L’augmentation des capacités techniques entraîne de nouvelle possibilités d’usage mais posons-nous la question. Comment utilisons-nous ces nouvelles capacités ? Dans quel but ? Sont-elles vraiment nécessaires ?
L’objectif serait d’être dans un modèle de diminution de consommation de ressources à chaque évolution technique.
La ligne d’arrivée
La ligne d’arrivée, ou je dirais plutôt le mur, est matérialisé par la raréfaction des ressources nécessaires à la fabrication du matériel telles que les terres rares et l’eau douce.
Cette limite signera une rupture brutale dans l’utilisation du numérique en marquant une chute de notre puissance de calcul, car il ne sera plus possible de produire assez de composants permettant de calculer ou de stocker des données.
La sobriété numérique comme solution
Il existe une solution pour éviter ce scénario catastrophe : “faire moins et faire mieux”. Il ne faut pas s’empêcher de faire de l’optimisation par peur de l’effet rebond.
L’effet rebond n’est pas une fatalité.

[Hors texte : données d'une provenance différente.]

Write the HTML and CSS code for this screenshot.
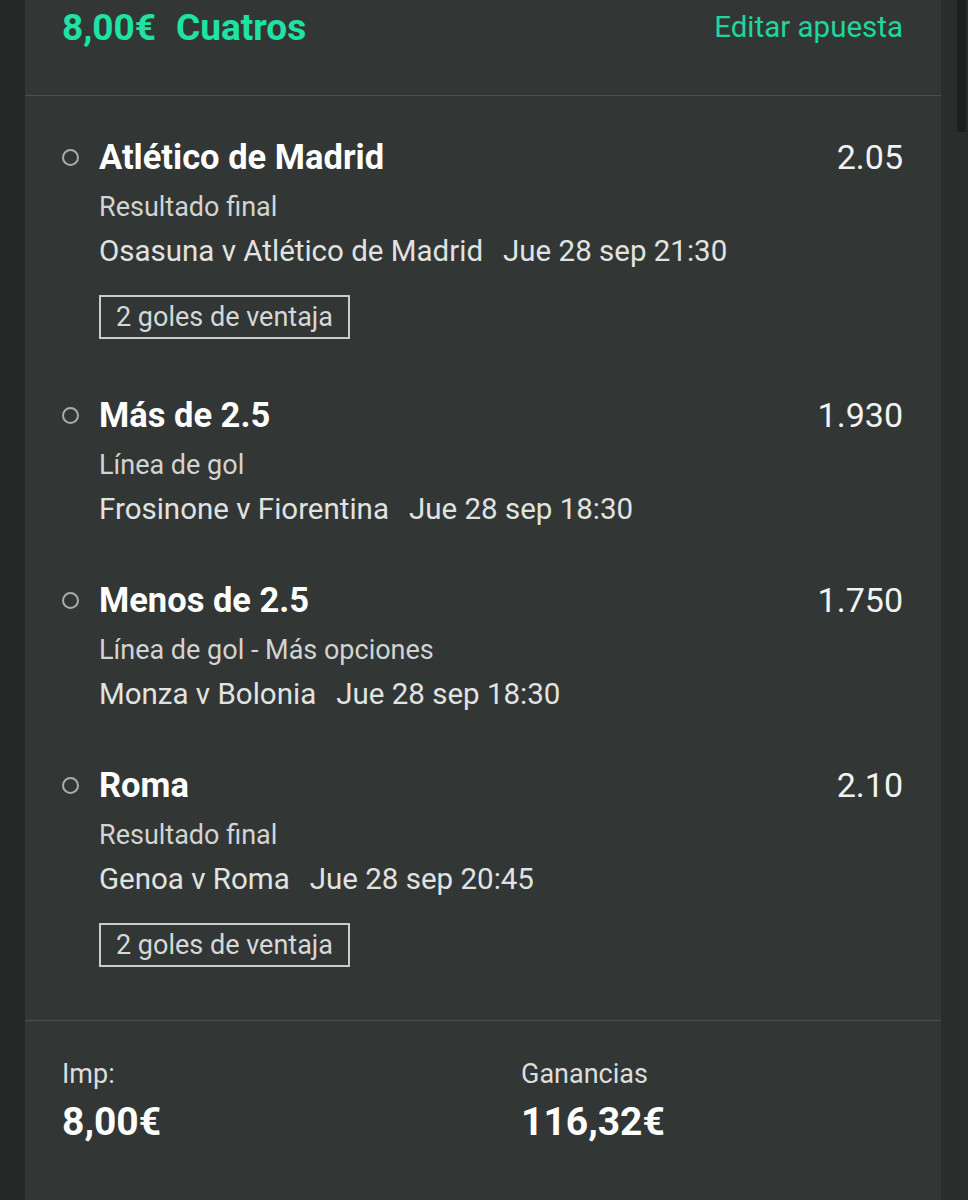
FILE: index.html
```html
<!DOCTYPE html>
<html>
  <head>
    <meta charset="UTF-8">
    <title>Cuatros</title>
    <link rel="stylesheet" href="styles.css">
  </head>
  <body>
    <div class="screen">
      <div class="slip">
        <div class="slip-header">
          <div class="slip-title"><span>8,00€</span><span>Cuatros</span></div>
          <div class="slip-edit">Editar apuesta</div>
        </div>

        <div class="bets">
          <div class="bet">
            <div class="bet-top">
              <span class="dot"></span>
              <span class="bet-name">Atlético de Madrid</span>
              <span class="bet-odds">2.05</span>
            </div>
            <div class="bet-market">Resultado final</div>
            <div class="bet-match"><span>Osasuna v Atlético de Madrid</span><span>Jue 28 sep 21:30</span></div>
            <div class="bet-tag">2 goles de ventaja</div>
          </div>

          <div class="bet">
            <div class="bet-top">
              <span class="dot"></span>
              <span class="bet-name">Más de 2.5</span>
              <span class="bet-odds">1.930</span>
            </div>
            <div class="bet-market">Línea de gol</div>
            <div class="bet-match"><span>Frosinone v Fiorentina</span><span>Jue 28 sep 18:30</span></div>
          </div>

          <div class="bet">
            <div class="bet-top">
              <span class="dot"></span>
              <span class="bet-name">Menos de 2.5</span>
              <span class="bet-odds">1.750</span>
            </div>
            <div class="bet-market">Línea de gol - Más opciones</div>
            <div class="bet-match"><span>Monza v Bolonia</span><span>Jue 28 sep 18:30</span></div>
          </div>

          <div class="bet">
            <div class="bet-top">
              <span class="dot"></span>
              <span class="bet-name">Roma</span>
              <span class="bet-odds">2.10</span>
            </div>
            <div class="bet-market">Resultado final</div>
            <div class="bet-match"><span>Genoa v Roma</span><span>Jue 28 sep 20:45</span></div>
            <div class="bet-tag">2 goles de ventaja</div>
          </div>
        </div>

        <div class="slip-footer">
          <div class="total">
            <div class="total-label">Imp:</div>
            <div class="total-value">8,00€</div>
          </div>
          <div class="total">
            <div class="total-label">Ganancias</div>
            <div class="total-value">116,32€</div>
          </div>
        </div>
      </div>
      <div class="gutter">
        <div class="scrollbar"></div>
      </div>
    </div>
  </body>
</html>
```

FILE: styles.css
```css
body {
  margin: 0;
  background: #262727;
  font-family: Roboto, "Liberation Sans", sans-serif;
  color: #fff;
}

.screen {
  display: flex;
  height: 1200px;
  padding-left: 25px;
}

.slip {
  width: 916px;
  background: #323635;
}

.gutter {
  flex: 1;
  background: #2b2c2c;
  padding-left: 16px;
}

.scrollbar {
  width: 9px;
  height: 132px;
  background: #1e1f1f;
}

.slip-header {
  display: flex;
  justify-content: space-between;
  align-items: center;
  height: 54px;
  padding: 0 38px 41px 37px;
  border-bottom: 1px solid #4b504e;
}

.slip-title {
  display: flex;
  gap: 20px;
  font-size: 37px;
  font-weight: bold;
  color: #1fe3a3;
}

.slip-edit {
  font-size: 29.5px;
  color: #1fd69c;
}

.bets {
  padding: 41px 38px 0 37px;
  border-bottom: 1px solid #4b504e;
}

.bet {
  padding-bottom: 47px;
}

.bet:last-child {
  padding-bottom: 44px;
}

.bet-top {
  display: flex;
  align-items: center;
  height: 40px;
}

.dot {
  width: 13px;
  height: 13px;
  border: 2px solid #a9acab;
  border-radius: 50%;
  margin: 0 20px 0 0;
}

.bet-name {
  flex: 1;
  font-size: 34.5px;
  font-weight: bold;
}

.bet-odds {
  font-size: 34px;
  color: #f2f2f2;
}

.bet-market {
  margin-top: 10px;
  padding-left: 37px;
  font-size: 27px;
  line-height: 40px;
  color: #d2d4d3;
}

.bet-match {
  display: flex;
  gap: 20px;
  padding-left: 37px;
  font-size: 29.5px;
  line-height: 48px;
  color: #e1e3e2;
}

.bet-tag {
  display: inline-block;
  margin: 20px 0 9px 37px;
  padding: 0 15px;
  border: 2px solid #c9cccb;
  font-size: 27px;
  line-height: 40px;
  color: #d6d8d7;
}

.slip-footer {
  display: grid;
  grid-template-columns: 459px 1fr;
  padding: 35px 38px 0 37px;
}

.total-label {
  font-size: 27px;
  line-height: 36px;
  color: #dcdedd;
}

.total-value {
  margin-top: 6px;
  font-size: 39px;
  font-weight: bold;
  line-height: 48px;
}
```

Les excès provoqués par les améliorations, viennent d’un manque de connaissances et de conscience de ce phénomène.
Pour cela, on peut adopter la démarche de sobriété numérique qui consiste à se questionner sur les usages du numérique. Le but est de réduire l’usage à ce qui est nécessaire et de ne pas surconsommer sans raison.
La sobriété numérique est l’une des clés pour solutionner le problème. Elle permet de poser les bonnes questions afin de raisonner les besoins :
- ai-je besoin de ce service ?
- ai-je besoin de plus de puissance de calcul ?
- ai-je besoin de remplacer mon ordinateur ?
- …
Toutes ces questions permettent d’atteindre une utilisation raisonnable du numérique.
Enseigner la sobriété numérique aux concepteurs, développeurs et consommateurs du numérique est un levier important pour permettre de diminuer l’impact écologique de ce dernier.
Conclusion
L’industrie numérique s’est développée autour de la loi de Moore, mais nous arrivons aux limites de cette dernière dues aux contraintes de la physique et à la raréfaction des matières premières pour la construction des composants.
Il devient important de construire l’avenir en prenant en compte la loi de Wirth afin de diminuer les impacts de cette loi qui entraine l’obsolescence logicielle et le changement prématuré des appareils.
L’optimisation et les améliorations techniques apportent de très bonnes solutions pour économiser des ressources, mais il faut prendre conscience de l’effet rebond.
L’optimisation est une partie importante de la démarche à mettre en oeuvre, mais ce n’est qu’une partie de la solution. Pour ne pas tomber dans les travers de l’effet rebond et surtout avoir un impact fort, il faut retourner à la base.
Posons-nous les bonnes questions sur la façon dont nous concevons et développons les services numériques et sur la façon dont nous les consommons.
La sobriété numérique est un schéma de pensée permettant de raisonner la consommation du numérique et limiter les impacts de ce dernier sur l’environnement. Il est temps de faire moins mais mieux. Les changements de comportement passent par la sensibilisation des acteurs du numérique et de leurs consommateurs.
Gardons en tête qu’en tant qu’acteurs du numérique, nous avons la plus grande part de responsabilité dans l’application des bonnes pratiques pour créer un numérique plus durable.
J’espère vous avoir donné l’envie d’éco-concevoir vos services numériques, que vous soyez UX, PO, chef de projet ou encore développeur.